In its place, the government is proposing a series of new tax measures, including the betting tax increase and a 5% levy on previously exempt financial instruments such as Real Estate Credit Bills (LCIs) and Agribusiness Credit Bills (LCAs).

Haddad said the administration hopes to take advantage of a “climate of dialogue” in Congress to expedite debate and pass the new package, which is seen as key to closing the country’s budget deficit in 2025.

Industry backlash

The Brazilian Institute of Responsible Gaming (IBJR), which represents major licensed operators in Brazil’s newly regulated gambling market, has repeatedly criticised the proposed tax hike.

In a statement released Monday (9 June), the IBJR called the measure “unacceptable,” warning that it could threaten the sustainability of the legal market and erode investor confidence in Brazil’s regulatory framework.

The institute said the proposal “makes it impossible for many companies that trusted and invested in the regulated market to operate, generates legal uncertainty and threatens public revenue.”

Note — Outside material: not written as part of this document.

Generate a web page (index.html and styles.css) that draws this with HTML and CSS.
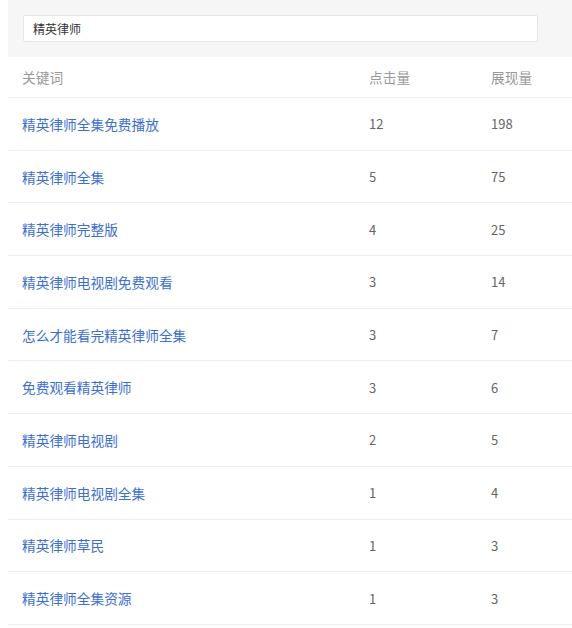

The IBJR also warned that a higher tax burden could push consumers back to the illegal market, which it said already accounts for an estimated 50% of all gambling activity in Brazil.

“By raising the tax on bets, the illegal market tends to grow from the current 50% to at least 60%, generating an estimated loss of more than R$2bn per year in revenue,” the group stated.

The IBJR added that operators entering the regulated market were required to pay R$30m for a five-year licence, generating over R$2.3bn in public revenue to date.

Many of these companies based their long-term plans on Brazil’s original 12% GGR tax rate.

According to the IBJR, the proposed increase “compromises the economic and financial balance and the confidence in the regulatory environment.”

The group added that companies are considering legal action and are calling for renewed dialogue with both the government and Congress.